Interface markup and scripts:
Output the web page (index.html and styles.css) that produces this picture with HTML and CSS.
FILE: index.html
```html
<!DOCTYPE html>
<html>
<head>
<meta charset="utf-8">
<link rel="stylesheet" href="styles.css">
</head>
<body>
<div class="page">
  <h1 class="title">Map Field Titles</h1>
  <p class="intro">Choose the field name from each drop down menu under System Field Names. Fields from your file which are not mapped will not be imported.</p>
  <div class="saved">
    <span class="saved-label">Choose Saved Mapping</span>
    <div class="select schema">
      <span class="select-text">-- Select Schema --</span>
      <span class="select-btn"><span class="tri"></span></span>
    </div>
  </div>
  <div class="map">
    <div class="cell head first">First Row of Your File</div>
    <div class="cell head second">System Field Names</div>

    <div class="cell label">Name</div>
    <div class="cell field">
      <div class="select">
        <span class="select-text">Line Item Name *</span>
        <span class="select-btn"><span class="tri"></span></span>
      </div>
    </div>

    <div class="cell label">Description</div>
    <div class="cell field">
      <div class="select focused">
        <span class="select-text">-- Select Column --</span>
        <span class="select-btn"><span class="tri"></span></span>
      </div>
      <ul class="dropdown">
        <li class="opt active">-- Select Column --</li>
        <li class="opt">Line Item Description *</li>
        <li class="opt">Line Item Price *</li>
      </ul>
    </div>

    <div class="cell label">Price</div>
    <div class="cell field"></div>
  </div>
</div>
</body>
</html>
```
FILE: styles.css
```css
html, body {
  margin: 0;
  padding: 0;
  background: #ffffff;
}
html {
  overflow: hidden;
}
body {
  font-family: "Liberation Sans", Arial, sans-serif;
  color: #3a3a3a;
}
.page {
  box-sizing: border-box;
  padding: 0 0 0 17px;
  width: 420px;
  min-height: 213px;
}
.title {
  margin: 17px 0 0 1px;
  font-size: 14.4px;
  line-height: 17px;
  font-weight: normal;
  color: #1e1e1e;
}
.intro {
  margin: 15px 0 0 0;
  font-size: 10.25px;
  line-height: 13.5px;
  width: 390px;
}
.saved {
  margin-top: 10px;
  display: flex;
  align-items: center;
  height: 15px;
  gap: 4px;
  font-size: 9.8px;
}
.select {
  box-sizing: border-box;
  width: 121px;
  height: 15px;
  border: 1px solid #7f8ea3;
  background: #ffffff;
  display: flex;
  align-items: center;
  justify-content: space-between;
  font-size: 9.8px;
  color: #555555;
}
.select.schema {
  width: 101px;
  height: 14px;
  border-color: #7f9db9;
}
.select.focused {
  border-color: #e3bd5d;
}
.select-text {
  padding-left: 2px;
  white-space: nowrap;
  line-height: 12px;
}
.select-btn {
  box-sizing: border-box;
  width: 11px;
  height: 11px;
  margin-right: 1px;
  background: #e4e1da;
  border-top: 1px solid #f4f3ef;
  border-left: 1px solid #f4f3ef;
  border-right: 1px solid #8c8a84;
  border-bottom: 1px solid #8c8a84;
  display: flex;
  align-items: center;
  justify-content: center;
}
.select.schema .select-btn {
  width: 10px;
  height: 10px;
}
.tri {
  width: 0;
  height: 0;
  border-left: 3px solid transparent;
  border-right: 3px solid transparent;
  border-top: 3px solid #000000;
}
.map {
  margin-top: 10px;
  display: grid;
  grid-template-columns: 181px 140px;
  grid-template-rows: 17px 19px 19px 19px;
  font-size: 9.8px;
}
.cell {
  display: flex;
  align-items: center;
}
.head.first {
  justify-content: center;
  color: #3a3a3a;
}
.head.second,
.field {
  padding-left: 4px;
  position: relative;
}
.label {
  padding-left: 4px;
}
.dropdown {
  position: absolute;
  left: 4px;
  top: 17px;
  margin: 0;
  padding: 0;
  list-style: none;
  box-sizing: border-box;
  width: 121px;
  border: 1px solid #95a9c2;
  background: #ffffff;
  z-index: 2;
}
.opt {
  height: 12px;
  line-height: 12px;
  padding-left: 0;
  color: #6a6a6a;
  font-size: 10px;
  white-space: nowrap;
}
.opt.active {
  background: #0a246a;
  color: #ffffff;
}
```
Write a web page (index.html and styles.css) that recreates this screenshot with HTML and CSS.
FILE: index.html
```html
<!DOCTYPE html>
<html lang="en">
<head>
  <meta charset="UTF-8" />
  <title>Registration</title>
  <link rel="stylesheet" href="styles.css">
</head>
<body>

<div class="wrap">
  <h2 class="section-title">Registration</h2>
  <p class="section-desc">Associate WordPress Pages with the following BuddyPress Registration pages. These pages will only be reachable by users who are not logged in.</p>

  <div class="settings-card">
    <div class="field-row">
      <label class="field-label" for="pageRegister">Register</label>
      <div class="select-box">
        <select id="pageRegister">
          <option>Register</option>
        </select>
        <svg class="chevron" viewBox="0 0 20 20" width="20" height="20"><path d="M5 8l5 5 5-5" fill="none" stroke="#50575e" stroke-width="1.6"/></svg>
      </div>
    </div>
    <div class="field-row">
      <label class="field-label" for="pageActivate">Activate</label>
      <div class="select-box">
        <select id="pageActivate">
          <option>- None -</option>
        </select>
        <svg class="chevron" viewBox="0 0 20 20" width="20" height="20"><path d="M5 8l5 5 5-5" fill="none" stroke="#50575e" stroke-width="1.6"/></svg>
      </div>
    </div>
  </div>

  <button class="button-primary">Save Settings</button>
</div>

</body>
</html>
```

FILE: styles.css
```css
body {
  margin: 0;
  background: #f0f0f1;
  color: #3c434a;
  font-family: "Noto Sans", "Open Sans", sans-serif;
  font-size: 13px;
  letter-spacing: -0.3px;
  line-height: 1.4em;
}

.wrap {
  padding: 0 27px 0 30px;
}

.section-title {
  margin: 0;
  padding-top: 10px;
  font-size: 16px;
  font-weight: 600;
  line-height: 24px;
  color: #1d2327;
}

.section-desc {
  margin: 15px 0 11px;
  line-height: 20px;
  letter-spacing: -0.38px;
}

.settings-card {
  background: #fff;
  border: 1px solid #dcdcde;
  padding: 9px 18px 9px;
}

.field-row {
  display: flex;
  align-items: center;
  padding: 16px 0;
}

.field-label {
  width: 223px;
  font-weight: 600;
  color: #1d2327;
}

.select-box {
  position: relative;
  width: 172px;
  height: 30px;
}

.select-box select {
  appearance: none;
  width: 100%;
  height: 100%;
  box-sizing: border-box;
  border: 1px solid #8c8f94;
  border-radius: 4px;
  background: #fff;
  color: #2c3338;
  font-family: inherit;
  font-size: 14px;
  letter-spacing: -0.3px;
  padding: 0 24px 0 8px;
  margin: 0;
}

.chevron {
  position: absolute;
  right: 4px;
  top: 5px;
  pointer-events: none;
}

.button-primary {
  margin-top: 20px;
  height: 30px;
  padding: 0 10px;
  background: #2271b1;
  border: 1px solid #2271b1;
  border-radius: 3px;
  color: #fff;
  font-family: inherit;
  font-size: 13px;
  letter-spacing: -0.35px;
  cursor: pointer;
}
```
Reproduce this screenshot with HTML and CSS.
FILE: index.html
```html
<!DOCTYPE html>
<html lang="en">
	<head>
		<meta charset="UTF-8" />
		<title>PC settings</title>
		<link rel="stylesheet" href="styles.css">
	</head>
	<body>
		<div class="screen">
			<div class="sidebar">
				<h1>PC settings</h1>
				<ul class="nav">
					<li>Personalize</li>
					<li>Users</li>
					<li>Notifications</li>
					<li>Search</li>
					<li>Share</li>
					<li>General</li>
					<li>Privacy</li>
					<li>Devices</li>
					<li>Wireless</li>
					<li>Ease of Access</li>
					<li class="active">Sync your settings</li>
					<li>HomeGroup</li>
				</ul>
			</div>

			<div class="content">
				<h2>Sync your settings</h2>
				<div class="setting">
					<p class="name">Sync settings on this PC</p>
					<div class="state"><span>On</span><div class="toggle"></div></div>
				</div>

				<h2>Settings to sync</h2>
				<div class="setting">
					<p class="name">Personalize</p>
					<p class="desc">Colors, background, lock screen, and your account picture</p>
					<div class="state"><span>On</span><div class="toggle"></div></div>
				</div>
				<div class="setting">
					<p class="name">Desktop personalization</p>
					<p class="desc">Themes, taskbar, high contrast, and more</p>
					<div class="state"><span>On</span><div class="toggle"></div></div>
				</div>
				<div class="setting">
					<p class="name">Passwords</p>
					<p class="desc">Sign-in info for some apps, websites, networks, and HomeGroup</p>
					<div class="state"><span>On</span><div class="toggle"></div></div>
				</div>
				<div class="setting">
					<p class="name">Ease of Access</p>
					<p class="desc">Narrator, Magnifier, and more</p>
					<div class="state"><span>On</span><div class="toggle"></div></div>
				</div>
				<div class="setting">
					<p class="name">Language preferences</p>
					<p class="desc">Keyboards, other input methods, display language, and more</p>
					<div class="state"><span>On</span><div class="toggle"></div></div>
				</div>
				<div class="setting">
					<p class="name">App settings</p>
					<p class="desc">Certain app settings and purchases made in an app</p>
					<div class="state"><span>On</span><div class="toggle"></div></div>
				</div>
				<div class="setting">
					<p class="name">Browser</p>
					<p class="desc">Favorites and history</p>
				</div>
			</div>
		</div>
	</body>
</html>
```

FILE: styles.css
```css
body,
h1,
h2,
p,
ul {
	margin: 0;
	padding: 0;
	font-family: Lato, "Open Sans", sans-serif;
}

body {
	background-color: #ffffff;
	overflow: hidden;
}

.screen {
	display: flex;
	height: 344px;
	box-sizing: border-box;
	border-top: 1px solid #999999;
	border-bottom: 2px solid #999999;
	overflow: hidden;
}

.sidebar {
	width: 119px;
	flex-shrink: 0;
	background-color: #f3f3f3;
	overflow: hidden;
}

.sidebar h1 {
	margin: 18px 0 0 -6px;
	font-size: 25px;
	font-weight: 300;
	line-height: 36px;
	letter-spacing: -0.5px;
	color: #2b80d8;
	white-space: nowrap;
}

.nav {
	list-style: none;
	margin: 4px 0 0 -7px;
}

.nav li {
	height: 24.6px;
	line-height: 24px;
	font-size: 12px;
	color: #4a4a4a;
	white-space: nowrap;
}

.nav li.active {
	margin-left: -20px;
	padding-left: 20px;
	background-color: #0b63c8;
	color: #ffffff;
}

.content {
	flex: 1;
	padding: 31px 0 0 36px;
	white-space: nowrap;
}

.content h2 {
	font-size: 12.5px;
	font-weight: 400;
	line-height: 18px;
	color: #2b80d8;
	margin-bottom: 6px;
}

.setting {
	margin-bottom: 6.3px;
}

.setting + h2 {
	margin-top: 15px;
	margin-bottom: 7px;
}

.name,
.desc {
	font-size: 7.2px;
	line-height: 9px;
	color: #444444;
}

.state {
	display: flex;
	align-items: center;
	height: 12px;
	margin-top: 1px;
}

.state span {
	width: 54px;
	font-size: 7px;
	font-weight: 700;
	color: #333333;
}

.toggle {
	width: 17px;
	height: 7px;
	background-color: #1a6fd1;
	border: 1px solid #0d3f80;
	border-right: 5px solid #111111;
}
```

**Given exercise:** Which lines above hold the word "screenshot"? Copy each of them.

**Right answer:**
Write a web page (index.html and styles.css) that recreates this screenshot with HTML and CSS.
Reproduce this screenshot with HTML and CSS.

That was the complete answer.